Data block:
<<<<

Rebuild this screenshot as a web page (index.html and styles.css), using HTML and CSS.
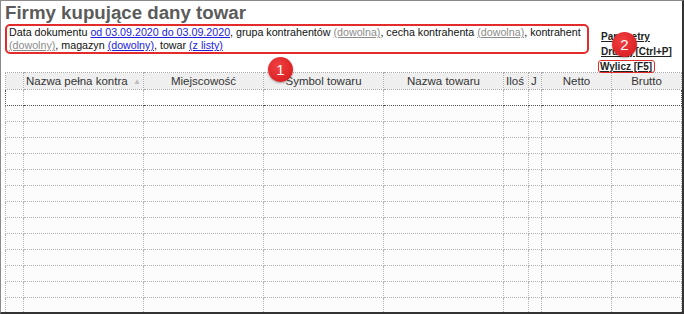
FILE: index.html
```html
<!DOCTYPE html>
<html lang="pl">
<head>
    <meta charset="UTF-8">
    <title>Firmy kupujące dany towar</title>
    <link rel="stylesheet" href="styles.css">
</head>
<body>
<div class="page">
    <h1>Firmy kupujące dany towar</h1>
    <div class="top">
        <div class="filters">
            Data dokumentu <a href="#" class="on">od 03.09.2020 do 03.09.2020</a>, grupa kontrahentów <a href="#" class="off">(dowolna)</a>, cecha kontrahenta <a href="#" class="off">(dowolna)</a>, kontrahent <a href="#" class="off">(dowolny)</a>, magazyn <a href="#" class="on">(dowolny)</a>, towar <a href="#" class="on">(z listy)</a>
        </div>
        <div class="actions">
            <a href="#">Parametry</a>
            <a href="#">Drukuj [Ctrl+P]</a>
            <a href="#" class="marked">Wylicz [F5]</a>
        </div>
    </div>

    <table class="grid">
        <colgroup>
            <col style="width:18px"><col style="width:120px"><col style="width:120px"><col style="width:120px"><col style="width:120px"><col style="width:25px"><col style="width:13px"><col style="width:70px"><col style="width:70px">
        </colgroup>
        <thead>
        <tr>
            <th></th>
            <th class="left">Nazwa pełna kontra<span class="sort">▲</span></th>
            <th>Miejscowość</th>
            <th>Symbol towaru</th>
            <th>Nazwa towaru</th>
            <th class="left">Iloś</th>
            <th class="left">J</th>
            <th>Netto</th>
            <th>Brutto</th>
        </tr>
        </thead>
        <tbody id="rows"></tbody>
    </table>

    <span class="badge one">1</span>
    <span class="badge two">2</span>
</div>

<script>
    const rows = document.getElementById("rows");
    for (let i = 0; i < 14; i++) {
        const tr = document.createElement("tr");
        if (i === 0) tr.className = "current";
        tr.innerHTML = "<td></td>".repeat(9);
        rows.appendChild(tr);
    }
</script>
</body>
</html>
```

FILE: styles.css
```css
body {
    margin: 0;
    font-family: "Liberation Sans", Arial, sans-serif;
}

.page {
    position: relative;
    width: 684px;
    height: 314px;
    box-sizing: border-box;
    padding: 0 0 0 4px;
    border: 1px solid #8a8a8a;
    border-right: 2px solid #333;
    border-bottom: 2px solid #333;
    overflow: hidden;
    background: #fff;
}

h1 {
    margin: 0;
    height: 23px;
    font-size: 18.7px;
    line-height: 24px;
    font-weight: bold;
    color: #5b5b5b;
}

.top {
    display: flex;
    height: 48px;
}

.filters {
    width: 578px;
    height: 26px;
    padding: 0 0 0 2px;
    border: 2px solid #e32b2b;
    border-radius: 5px;
    font-size: 10.7px;
    line-height: 13px;
    color: #111;
}

.filters a {
    text-decoration: underline;
}

.filters a.on {
    color: #2222dd;
}

.filters a.off {
    color: #8c8c8c;
}

.actions {
    display: flex;
    flex-direction: column;
    align-items: flex-start;
    margin-left: 12px;
    padding-top: 6px;
}

.actions a {
    font-size: 10px;
    font-weight: bold;
    line-height: 14.5px;
    color: #222;
    text-decoration: underline;
}

.actions a.marked {
    margin-left: -3px;
    margin-top: 1px;
    padding: 0 2px 0 1px;
    line-height: 11px;
    border: 1.5px solid #e32b2b;
    border-radius: 3px;
}

.grid {
    border-collapse: collapse;
    table-layout: fixed;
    width: 676px;
    font-size: 11.5px;
    color: #333;
}

.grid th {
    height: 16px;
    padding: 0 2px;
    background: #efefef;
    font-weight: normal;
    text-align: center;
    white-space: nowrap;
    overflow: hidden;
    border: 1px dotted #a8a8a8;
}

.grid th.left {
    text-align: left;
}

.sort {
    float: right;
    font-size: 8px;
    color: #bbb;
    margin-top: 2px;
}

.grid td {
    height: 15px;
    padding: 0;
    border: 1px dotted #b4b4b4;
    background: #fcfcfc;
}

.grid tr.current td {
    background: #fff;
    border-top-color: #555;
    border-bottom-color: #555;
}

.grid tr.current td:first-child {
    border-left-color: #555;
}

.grid tr.current td:last-child {
    border-right-color: #555;
}

.badge {
    position: absolute;
    width: 25px;
    height: 25px;
    border-radius: 50%;
    background: radial-gradient(circle at 40% 35%, #f04040, #d4161c);
    box-shadow: 0 1px 2px rgba(0, 0, 0, 0.35);
    color: #fff;
    font-size: 15px;
    line-height: 25px;
    text-align: center;
}

.badge.one {
    left: 267px;
    top: 56px;
}

.badge.two {
    left: 611px;
    top: 31px;
}
```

>>>>

Task objective:
Pictures in the data above should not be copied; transcribe everything else exactly.

Right answer:
Rebuild this screenshot as a web page (index.html and styles.css), using HTML and CSS.
FILE: index.html
```html
<!DOCTYPE html>
<html lang="pl">
<head>
    <meta charset="UTF-8">
    <title>Firmy kupujące dany towar</title>
    <link rel="stylesheet" href="styles.css">
</head>
<body>
<div class="page">
    <h1>Firmy kupujące dany towar</h1>
    <div class="top">
        <div class="filters">
            Data dokumentu <a href="#" class="on">od 03.09.2020 do 03.09.2020</a>, grupa kontrahentów <a href="#" class="off">(dowolna)</a>, cecha kontrahenta <a href="#" class="off">(dowolna)</a>, kontrahent <a href="#" class="off">(dowolny)</a>, magazyn <a href="#" class="on">(dowolny)</a>, towar <a href="#" class="on">(z listy)</a>
        </div>
        <div class="actions">
            <a href="#">Parametry</a>
            <a href="#">Drukuj [Ctrl+P]</a>
            <a href="#" class="marked">Wylicz [F5]</a>
        </div>
    </div>

    <table class="grid">
        <colgroup>
            <col style="width:18px"><col style="width:120px"><col style="width:120px"><col style="width:120px"><col style="width:120px"><col style="width:25px"><col style="width:13px"><col style="width:70px"><col style="width:70px">
        </colgroup>
        <thead>
        <tr>
            <th></th>
            <th class="left">Nazwa pełna kontra<span class="sort">▲</span></th>
            <th>Miejscowość</th>
            <th>Symbol towaru</th>
            <th>Nazwa towaru</th>
            <th class="left">Iloś</th>
            <th class="left">J</th>
            <th>Netto</th>
            <th>Brutto</th>
        </tr>
        </thead>
        <tbody id="rows"></tbody>
    </table>

    <span class="badge one">1</span>
    <span class="badge two">2</span>
</div>

<script>
    const rows = document.getElementById("rows");
    for (let i = 0; i < 14; i++) {
        const tr = document.createElement("tr");
        if (i === 0) tr.className = "current";
        tr.innerHTML = "<td></td>".repeat(9);
        rows.appendChild(tr);
    }
</script>
</body>
</html>
```

FILE: styles.css
```css
body {
    margin: 0;
    font-family: "Liberation Sans", Arial, sans-serif;
}

.page {
    position: relative;
    width: 684px;
    height: 314px;
    box-sizing: border-box;
    padding: 0 0 0 4px;
    border: 1px solid #8a8a8a;
    border-right: 2px solid #333;
    border-bottom: 2px solid #333;
    overflow: hidden;
    background: #fff;
}

h1 {
    margin: 0;
    height: 23px;
    font-size: 18.7px;
    line-height: 24px;
    font-weight: bold;
    color: #5b5b5b;
}

.top {
    display: flex;
    height: 48px;
}

.filters {
    width: 578px;
    height: 26px;
    padding: 0 0 0 2px;
    border: 2px solid #e32b2b;
    border-radius: 5px;
    font-size: 10.7px;
    line-height: 13px;
    color: #111;
}

.filters a {
    text-decoration: underline;
}

.filters a.on {
    color: #2222dd;
}

.filters a.off {
    color: #8c8c8c;
}

.actions {
    display: flex;
    flex-direction: column;
    align-items: flex-start;
    margin-left: 12px;
    padding-top: 6px;
}

.actions a {
    font-size: 10px;
    font-weight: bold;
    line-height: 14.5px;
    color: #222;
    text-decoration: underline;
}

.actions a.marked {
    margin-left: -3px;
    margin-top: 1px;
    padding: 0 2px 0 1px;
    line-height: 11px;
    border: 1.5px solid #e32b2b;
    border-radius: 3px;
}

.grid {
    border-collapse: collapse;
    table-layout: fixed;
    width: 676px;
    font-size: 11.5px;
    color: #333;
}

.grid th {
    height: 16px;
    padding: 0 2px;
    background: #efefef;
    font-weight: normal;
    text-align: center;
    white-space: nowrap;
    overflow: hidden;
    border: 1px dotted #a8a8a8;
}

.grid th.left {
    text-align: left;
}

.sort {
    float: right;
    font-size: 8px;
    color: #bbb;
    margin-top: 2px;
}

.grid td {
    height: 15px;
    padding: 0;
    border: 1px dotted #b4b4b4;
    background: #fcfcfc;
}

.grid tr.current td {
    background: #fff;
    border-top-color: #555;
    border-bottom-color: #555;
}

.grid tr.current td:first-child {
    border-left-color: #555;
}

.grid tr.current td:last-child {
    border-right-color: #555;
}

.badge {
    position: absolute;
    width: 25px;
    height: 25px;
    border-radius: 50%;
    background: radial-gradient(circle at 40% 35%, #f04040, #d4161c);
    box-shadow: 0 1px 2px rgba(0, 0, 0, 0.35);
    color: #fff;
    font-size: 15px;
    line-height: 25px;
    text-align: center;
}

.badge.one {
    left: 267px;
    top: 56px;
}

.badge.two {
    left: 611px;
    top: 31px;
}
```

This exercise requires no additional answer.